Task prompt
In the data below, find every line that has the string "this", and copy it.
──────
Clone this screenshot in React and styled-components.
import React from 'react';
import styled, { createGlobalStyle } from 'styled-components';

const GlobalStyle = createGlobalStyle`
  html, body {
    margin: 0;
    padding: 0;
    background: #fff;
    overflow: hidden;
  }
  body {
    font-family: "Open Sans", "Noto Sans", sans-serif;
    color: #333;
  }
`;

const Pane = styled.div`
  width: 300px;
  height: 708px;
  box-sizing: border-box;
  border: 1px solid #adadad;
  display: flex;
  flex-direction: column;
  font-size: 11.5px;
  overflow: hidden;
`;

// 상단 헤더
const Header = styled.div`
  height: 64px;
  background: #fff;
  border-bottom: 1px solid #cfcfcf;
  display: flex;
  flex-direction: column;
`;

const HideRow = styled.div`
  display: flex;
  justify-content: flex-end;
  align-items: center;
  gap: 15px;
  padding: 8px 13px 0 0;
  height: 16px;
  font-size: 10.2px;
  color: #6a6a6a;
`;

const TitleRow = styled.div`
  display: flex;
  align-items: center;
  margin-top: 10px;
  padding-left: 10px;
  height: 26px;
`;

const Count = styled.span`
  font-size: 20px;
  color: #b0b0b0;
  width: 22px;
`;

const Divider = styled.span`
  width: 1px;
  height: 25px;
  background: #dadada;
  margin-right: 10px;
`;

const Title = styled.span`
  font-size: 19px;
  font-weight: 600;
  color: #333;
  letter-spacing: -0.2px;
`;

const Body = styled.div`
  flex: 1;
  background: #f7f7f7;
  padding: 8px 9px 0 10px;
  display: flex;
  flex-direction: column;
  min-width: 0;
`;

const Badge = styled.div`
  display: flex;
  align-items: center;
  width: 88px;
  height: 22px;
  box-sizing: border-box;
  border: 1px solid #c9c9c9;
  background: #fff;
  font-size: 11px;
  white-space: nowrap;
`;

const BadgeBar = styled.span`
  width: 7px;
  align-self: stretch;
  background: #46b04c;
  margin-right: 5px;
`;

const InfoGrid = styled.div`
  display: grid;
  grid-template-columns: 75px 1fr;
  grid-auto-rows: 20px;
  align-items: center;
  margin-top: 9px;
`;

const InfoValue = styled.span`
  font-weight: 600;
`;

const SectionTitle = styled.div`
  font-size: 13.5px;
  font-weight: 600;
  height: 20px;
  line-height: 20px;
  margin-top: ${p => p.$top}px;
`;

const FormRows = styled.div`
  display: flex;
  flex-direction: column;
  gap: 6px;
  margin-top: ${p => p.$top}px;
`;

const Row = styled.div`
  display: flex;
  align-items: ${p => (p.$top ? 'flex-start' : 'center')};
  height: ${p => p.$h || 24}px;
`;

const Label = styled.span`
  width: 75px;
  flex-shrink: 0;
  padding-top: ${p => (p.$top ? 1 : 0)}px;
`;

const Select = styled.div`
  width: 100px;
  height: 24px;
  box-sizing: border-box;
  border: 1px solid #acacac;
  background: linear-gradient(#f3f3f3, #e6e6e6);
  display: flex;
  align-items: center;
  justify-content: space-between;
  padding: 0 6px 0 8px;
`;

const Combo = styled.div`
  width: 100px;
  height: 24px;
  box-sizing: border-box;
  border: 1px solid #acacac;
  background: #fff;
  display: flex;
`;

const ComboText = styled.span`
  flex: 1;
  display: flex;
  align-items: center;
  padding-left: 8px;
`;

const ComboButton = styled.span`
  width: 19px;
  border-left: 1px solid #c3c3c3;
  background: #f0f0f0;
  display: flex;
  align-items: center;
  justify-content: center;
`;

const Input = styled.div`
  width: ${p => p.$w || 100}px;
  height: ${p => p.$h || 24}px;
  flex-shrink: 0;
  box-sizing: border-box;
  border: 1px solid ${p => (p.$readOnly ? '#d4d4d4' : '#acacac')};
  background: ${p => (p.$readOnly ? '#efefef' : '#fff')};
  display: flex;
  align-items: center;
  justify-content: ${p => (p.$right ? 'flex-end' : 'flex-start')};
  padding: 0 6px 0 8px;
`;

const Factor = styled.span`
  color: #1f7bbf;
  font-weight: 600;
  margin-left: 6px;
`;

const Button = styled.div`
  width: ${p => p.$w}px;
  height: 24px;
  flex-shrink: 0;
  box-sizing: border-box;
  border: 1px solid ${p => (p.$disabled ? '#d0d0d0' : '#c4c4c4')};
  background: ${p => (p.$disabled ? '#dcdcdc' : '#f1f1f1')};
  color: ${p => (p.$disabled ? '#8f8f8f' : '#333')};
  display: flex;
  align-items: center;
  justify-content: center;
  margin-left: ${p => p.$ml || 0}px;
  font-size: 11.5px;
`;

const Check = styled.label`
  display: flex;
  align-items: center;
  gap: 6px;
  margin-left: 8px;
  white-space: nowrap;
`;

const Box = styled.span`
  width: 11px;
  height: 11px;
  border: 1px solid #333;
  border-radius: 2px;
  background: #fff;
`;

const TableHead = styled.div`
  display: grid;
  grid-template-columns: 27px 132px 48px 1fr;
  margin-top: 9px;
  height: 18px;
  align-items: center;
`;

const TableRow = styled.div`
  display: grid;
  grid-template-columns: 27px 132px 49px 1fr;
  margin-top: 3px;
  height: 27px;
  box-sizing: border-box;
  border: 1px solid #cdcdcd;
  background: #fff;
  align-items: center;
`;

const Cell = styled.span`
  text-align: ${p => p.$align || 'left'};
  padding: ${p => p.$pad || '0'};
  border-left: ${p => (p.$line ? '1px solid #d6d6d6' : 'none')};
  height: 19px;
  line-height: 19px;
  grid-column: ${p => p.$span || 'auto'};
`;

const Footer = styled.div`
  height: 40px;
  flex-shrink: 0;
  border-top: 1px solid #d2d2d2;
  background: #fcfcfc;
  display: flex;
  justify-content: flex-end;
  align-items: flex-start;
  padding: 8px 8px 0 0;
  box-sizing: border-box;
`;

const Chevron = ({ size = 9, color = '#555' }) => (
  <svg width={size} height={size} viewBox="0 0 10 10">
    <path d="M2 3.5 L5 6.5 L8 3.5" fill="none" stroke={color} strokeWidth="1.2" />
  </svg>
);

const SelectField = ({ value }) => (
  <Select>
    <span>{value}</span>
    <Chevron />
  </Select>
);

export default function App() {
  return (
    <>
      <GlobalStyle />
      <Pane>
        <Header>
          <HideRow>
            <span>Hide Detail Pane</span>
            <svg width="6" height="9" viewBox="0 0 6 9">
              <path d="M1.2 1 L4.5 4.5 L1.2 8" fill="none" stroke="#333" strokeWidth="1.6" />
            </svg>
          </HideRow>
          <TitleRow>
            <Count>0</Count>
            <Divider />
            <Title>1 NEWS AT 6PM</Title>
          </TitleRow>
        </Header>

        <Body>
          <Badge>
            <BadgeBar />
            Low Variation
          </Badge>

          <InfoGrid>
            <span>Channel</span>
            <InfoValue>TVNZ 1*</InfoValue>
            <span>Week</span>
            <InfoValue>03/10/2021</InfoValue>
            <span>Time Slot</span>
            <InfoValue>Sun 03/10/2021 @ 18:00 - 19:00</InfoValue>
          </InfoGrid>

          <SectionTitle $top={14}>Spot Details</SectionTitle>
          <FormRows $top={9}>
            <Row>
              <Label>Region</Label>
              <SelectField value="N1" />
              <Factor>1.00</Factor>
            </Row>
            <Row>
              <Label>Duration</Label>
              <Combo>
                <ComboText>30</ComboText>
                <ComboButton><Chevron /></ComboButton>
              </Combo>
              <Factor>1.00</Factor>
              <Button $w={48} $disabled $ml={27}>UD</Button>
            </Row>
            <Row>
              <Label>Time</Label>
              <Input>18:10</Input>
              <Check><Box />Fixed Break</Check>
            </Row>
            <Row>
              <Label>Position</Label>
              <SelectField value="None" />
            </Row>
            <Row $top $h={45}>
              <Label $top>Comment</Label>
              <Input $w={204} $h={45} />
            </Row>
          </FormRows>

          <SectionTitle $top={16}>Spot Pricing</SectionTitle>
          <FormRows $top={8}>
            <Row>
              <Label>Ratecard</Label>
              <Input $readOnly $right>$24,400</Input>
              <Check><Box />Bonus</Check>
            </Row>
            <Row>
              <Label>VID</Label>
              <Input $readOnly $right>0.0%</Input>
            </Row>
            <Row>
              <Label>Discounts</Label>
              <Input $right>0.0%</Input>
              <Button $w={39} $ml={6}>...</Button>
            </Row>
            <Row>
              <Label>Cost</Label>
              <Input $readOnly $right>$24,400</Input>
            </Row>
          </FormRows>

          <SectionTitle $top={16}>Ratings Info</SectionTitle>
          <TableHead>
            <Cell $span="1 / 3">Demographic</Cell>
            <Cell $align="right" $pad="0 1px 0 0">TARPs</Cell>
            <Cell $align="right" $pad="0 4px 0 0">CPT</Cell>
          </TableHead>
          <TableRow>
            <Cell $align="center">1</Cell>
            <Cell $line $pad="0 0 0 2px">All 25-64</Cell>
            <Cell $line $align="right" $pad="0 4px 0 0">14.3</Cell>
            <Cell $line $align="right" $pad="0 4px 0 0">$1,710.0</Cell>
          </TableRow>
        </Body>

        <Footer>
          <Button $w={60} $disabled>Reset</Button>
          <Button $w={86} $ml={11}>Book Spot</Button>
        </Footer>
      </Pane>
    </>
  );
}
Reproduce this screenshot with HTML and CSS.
──────
Full response
Clone this screenshot in React and styled-components.
Reproduce this screenshot with HTML and CSS.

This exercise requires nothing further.